Usage¶
To search the content, first we need to:
- Prepare the PDF files (OCR, split into per-person files), then
- Add the text content to a search index.
These can be resource-consuming operations for little webservers, so in this Implementation, we perform these steps offline. That is, on your local workstation or wherever. Just not on the server.
It’s feasible that the indexing could be performed by the server, as that’s not too taxing, given percs doesn’t do anything too fancy with the content (just using the Whoosh stemming analyzer). But as the volume of updates is minimal, it was quicker to get going with the server treating the index as static.
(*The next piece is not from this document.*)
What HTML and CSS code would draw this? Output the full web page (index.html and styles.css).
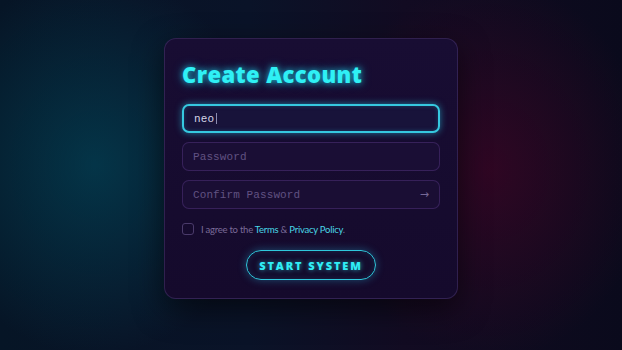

Also be aware that the tools included here are still fairly task-specific. In that they didn’t start life as generalised tools. They’ve been coaxed along that path towards generalisation a bit, but they still leak their heritage in places.
Installation¶
Percslib¶
This is the main support library that coordinates all the pdf manipulation, indexing and search facilities.
It’s found in the /percslib
subdirectory.
The OCR library has a bunch of dependencies. On Ubuntu 14.10, I installed these packages to get things rolling:
sudo apt-get install libpython-dev zlibc zlib1g zlib1g-dev libtk8.6 libjpeg-dev libopenjpeg-dev libfreetype6-dev libwebp-dev libwebpmux1 liblcms2-2 liblcms2-dev liblcms2-utils libtiff5-dev tesseract-ocr ghostscript imagemagick libpoppler-dev libpoppler-cil-dev python-poppler
Unpack the repository. Use a virtualenv if you like (probably a good idea).
Then, in the percslib
subdirectory, run:
python setup.py install
Website¶
This is a web2py application. So you’ll need to install web2py separately before the code in /website
will work.
Once you’ve installed web2py somewhere, link / copy the percs website contents to:
[web2py install location]/applications/percs
Alternatively, it’s should be fairly trivial to add a website in whichever framework you prefer, as long as it can call the percslib code (either by importing it as a python module, or calling the commandline scripts).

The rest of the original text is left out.